SHP içinde, yaşanan seçim kayıplarını büyük ölçüde bu teze dayandırarak parti içi muhalefet başlatanlar, 12 Eylül 1980 darbesinin ardından kapatılan CHP’yi tekrar kurdu. 1994 yerel seçimlerinde de Ankara ve İstanbul’da DSP, SHP ve CHP arasında bölünen oylar nedeniyle SHP’li belediyeler Refah Partisi’ne (RP) kaybedildi. 4 puanlık oy kaybı nedeniyle SHP yönetimini ve Erdal İnönü’yü suçlayan, ancak 1991’de alınan yüzde 20 oranındaki oyu sekiz yıl içinde yüzde 10’un altına düşürerek 1999 seçimlerinde baraj altında kalan kadrolar, bir yıl sonra tekrar göreve geldiler. Ancak sonraki 10 yıl boyunca partinin doğu / güneydoğu ile bağı adeta kopma noktasına geldi. Ve giderek parti, neredeyse MHP gibi milliyetçi çizgide politikalar ortaya koymaya başladı.
İttifakların partiye zarar verdiği söylemi nedeniyle öncesinde SHP’nin, sonra ise CHP’nin Kürtlerle ve sol siyasetle arasına adeta “kara kedi” girdi. Günah keçisi ilan edilen ve giderek ümidini kesen, kendilerini CHP’de ifade edemeyen sol, sosyal demokrat ve Kürt siyasetçiler yeni ve farklı çizgide kurulan siyasi partilerde yer almaya başladı. Ve CHP, Türkiye’nin tüm demokratlarını birleştiren parti olma özelliğini kaybetti. Ayrıca 1991 seçimlerinden sonra bir daha da solda geniş birlikteliğin kurabilmesi mümkün olmadı.
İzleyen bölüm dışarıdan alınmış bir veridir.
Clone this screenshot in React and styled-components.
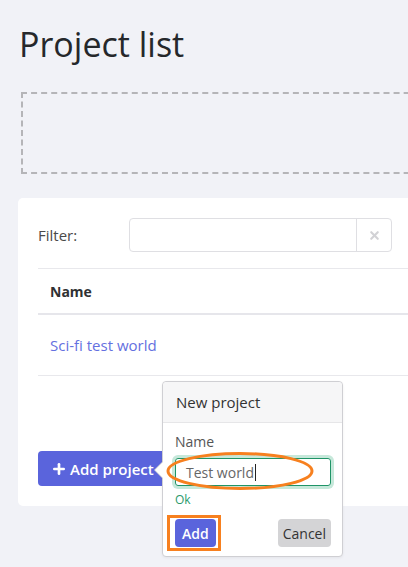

Kılıçdaroğlu’nun ittifak politikası tarihi bir dönüm noktası
İttifakın batıda oy kaybettirdiği gerekçesi uzun yıllar partiye adeta tek bir ağızdan egemen oldu, ta ki 2019 yerel seçimlerinde birlikte mücadelenin gücünü yeniden fark edene ve batı illerinde bile seçimleri ancak ittifakla kazanabileceğini fark edene dek. Devlet Bahçeli yönetimindeki MHP’den geleneğinden gelerek daha sonra İyi Parti adını alan ülkücülerle Kürtleri, laik kesim ile Milli Görüş geleneğinden gelen Saadet Partilileri, Demokrat partilileri, kendisini hiçbir siyasi parti ve anlayışla tanımlamayan genç seçmeni, yerel seçim tarihi itibariyle henüz partileşmemiş Deva ve Gelecek partileri seçmen tabanını, halen MHP içinde olup da Cumhur İttifakına oy vermeyen ülkücüleri, 16 Nisan Referandumu’nda, 31 Mart ve 23 Haziran’da aynı partiye/adaya oy vermeye ikna edebilen Sayın Kemal Kılıçdaroğlu’nun oluşturduğu ve geliştirdiği ittifak ve diyalog politikası bu anlamda Türkiye siyasi tarihi için bir dönüm noktasına işaret etmektedir. CHP bu vesile ile 1991 seçim sonuçları ile de yüzleşmeli, partiler arası diyaloğu doğru temelde tanımlamalıdır. Onurlu, ilkeli, huzurlu diyaloglara zemin hazırlamalı, sağ popülist / otoriter politikalara karşı demokrasi hattının çizilmesine önderlik etmelidir. CHP’nin 37. Olağan Kurultayı bunun yöntem ve felsefesine ışık tutmalıdır.
Kurultayın asıl tarihi önemi bu olacaktır.